Everything in electronics is made of components, capacitors, microprocessors, resistors; chips essentially. If one component in a system fails, the device won’t function as intended. For a smartphone or connected IoT gadget, the adverse effect of a component failure caused by counterfeits isn’t of much of the public’s concern. But for high-grade electronics controlling high impact devices, like those found in MRI machines, ballistic missiles, low-orbit satellites, or commercial aircrafts, with virtually no margin for error, counterfeits can wreak havoc.
The damages incurred by counterfeit components is estimated at $580 billion annually, including instances of programmable components laced with malicious malware – hardware cyber attacks, which can cost a mere $200 to execute. Today, the overwhelming majority of the components are assembled without any prior authentication testing, paving the way to a lucrative $30 billion fraudulent counterfeit components industry.
Counterfeit components consist of cheap copies, recycled, rejected, old, or tampered components. They may hold up to the first functionality tests after assembly however their stark inferiority manifest with performance features. For example, cheap copied capacitors won’t maintain capacitance when operating under voltage bias, and old components will cause increased failures rates. There are inspection and screening tools available today to catch counterfeits, like a Scanning Acoustic Microscope to discover ‘black-topping’, or a Scanning Electron Microscope that analyzes metrology and abnormalities. But there’s no practical way to conduct functional tests for all the components on the circuit-board under all possible operating conditions. Israeli AI startup Cybord is tackling this endemic market with computer vision based algorithms to detect counterfeit components before they’re assembled.
Cybord is developing a patent pending software system that allows affordable scanning of 100% of a manufacturer’s components and detection of re-programmed hardware components, before the damage is done.
The startup was founded in late 2018 by Gil Givati and Eyal Weiss to automate mass component inspection and authentication at industrial scale. Givati, CEO, is a seasoned executive with almost two decades of technology development and management experience, specialized in image processing. Weiss, CTO, holds a PhD in electronics and computer engineering, with experience in nuclear research, plasma physics and AI software and hardware theorem. Weiss was also the recipient of the medal of honor last year by the Israeli military for his work on a classified sensing project.
“Cybord delivers affordable, fully automated, multi-physics, high throughput, 100% non-destructive component inspection and authentication” explained Givati. Their system, which integrates into the assembly SMT machine, scans every component without removing it from its original packaging and independently assures and reports that only authentic, fresh and untampered components are used on each assembled board.

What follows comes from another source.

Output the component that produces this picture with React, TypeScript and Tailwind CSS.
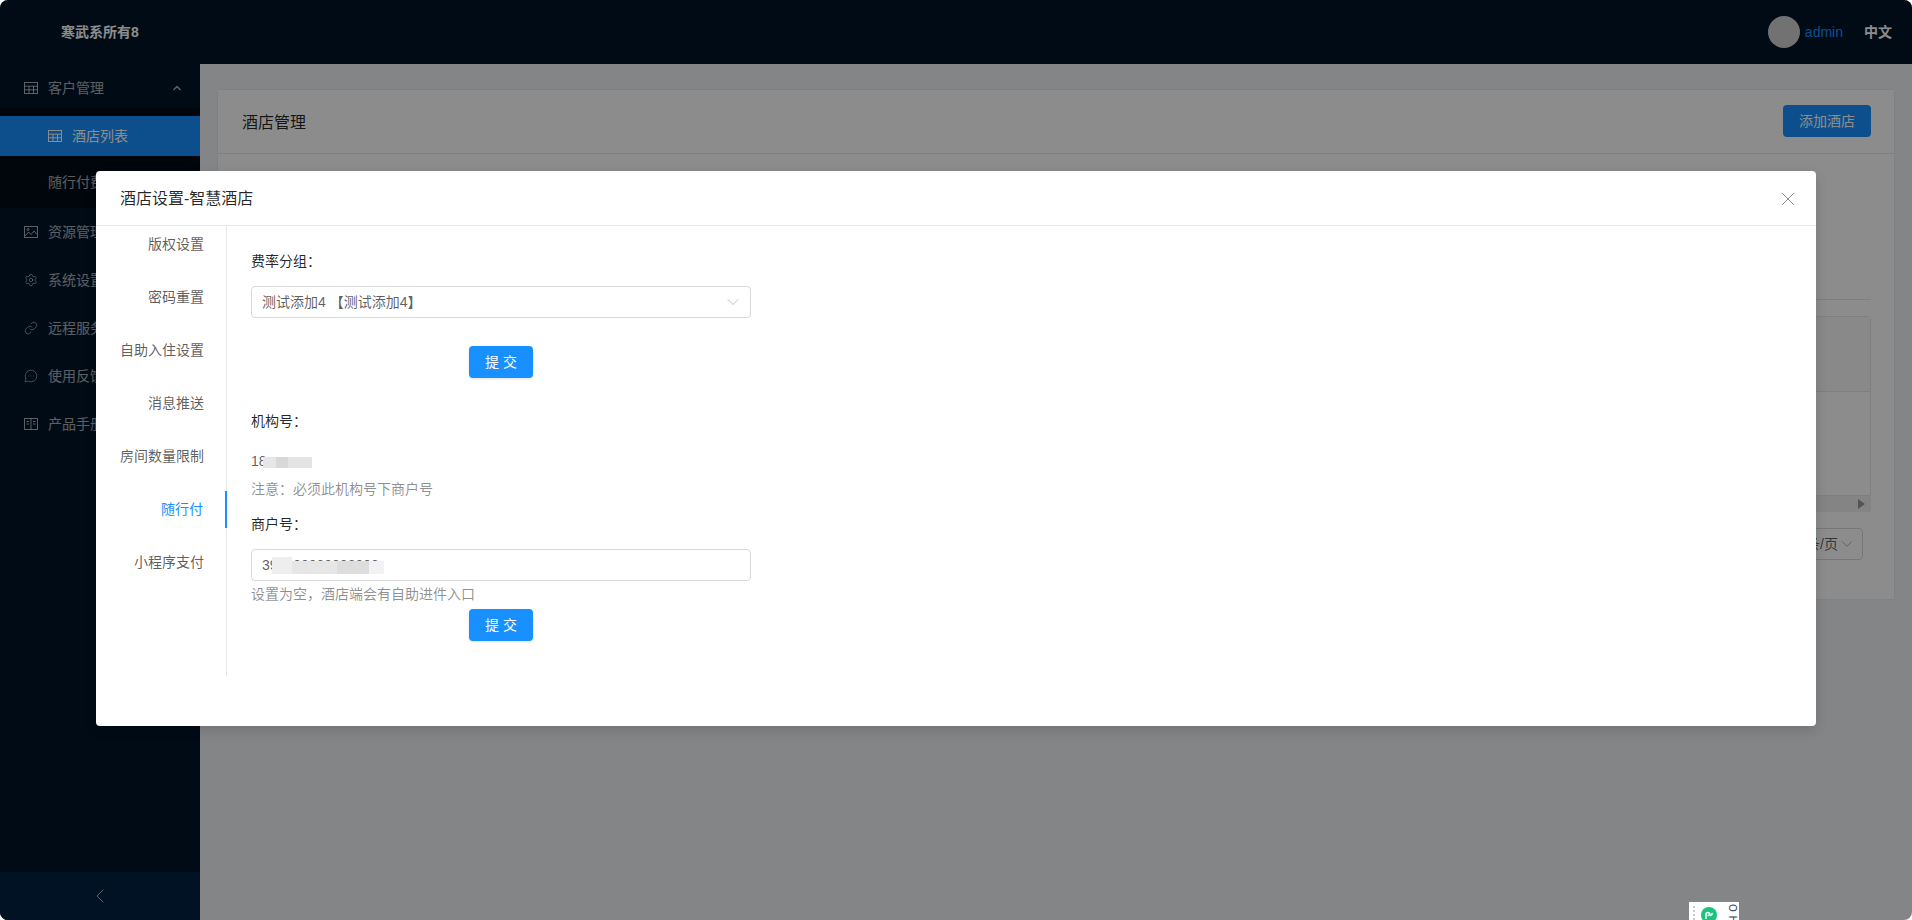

“We are now training our models with manufacturers in Israel. Our solution is based from a mix of 20 algorithms, using supervised and unsupervised learning computer vision techniques, including GANs and classifiers that identifies the counterfeit components as well as searches for evidence. Each sub-algorithm addresses different aspects of the classification problem, looking for anomalies in the chip, the soldering leads or classifying components by the leads’ age. We can identify where it was manufactured, if it was tempered with, all providing a holistic view of the components being used” explained Weiss.
Their unsupervised learning technique focuses on the ribbon reel of components as a whole, comprised of up to 10,000 components per reel. Each component manufacturer maintains unique parameter difference tolerances (i.e. radius of edges, pitch of soldering, full width half maximum) from competing components which Cybord estimates in order to verify its authenticity.
They built a ribbon reel scanner device in order to capture the same images as captured by the SMT machine, albeit before they’re mounted for production. “We scanned 2.5 million components to date, using a 5 megapixel color camera, providing our database for algorithm training” explained Weiss. Everyday, they scan an average of 50,000 components.
The startup is targeting electronic manufacturer services (EMSs) and Original Equipment Manufacturers (OEMs) in sectors like military, mobility, autonomous vehicles and aviation, largely dominated by EMS market leaders Flex, Jabil, and Samina. The startup licenses the use of their algorithms through an API to detect counterfeit components based on the model of the component. If a component is found to be counterfeit, it’s flagged and discarded.
They’re currently raising their seed funding of $2 million and recently graduated from Sigma Labs Accelerator. They received a grant from the Israel Innovation Authority, and are collaborating with the Israel Cyber Authority, to protect government infrastructure against cyber attacks. They’re also recently signed a new customer contract with a local manufacturer in Israel operating for Elbit Systems.
“The market is based on trust within the supply chain,” explained Givati. “But on average there’s at least one counterfeit component in any electronic device and most manufacturers use counterfeit components unknowingly. In fact, 5-10% of counterfeit components are identified as quality issues incorrectly. But they’re really counterfeit issues that failed statistically later on in the product life cycle and EMSs are seldom informed, dramatically tarnishing their customer trust. Even if a component is recalled, they’re rarely traced back to the couterfeit and are signed off as a business cost” said Givati. “With Cybord, this problem is tackled by analyzing every component and this is truly a great leap in cybersecurity and safety for components.”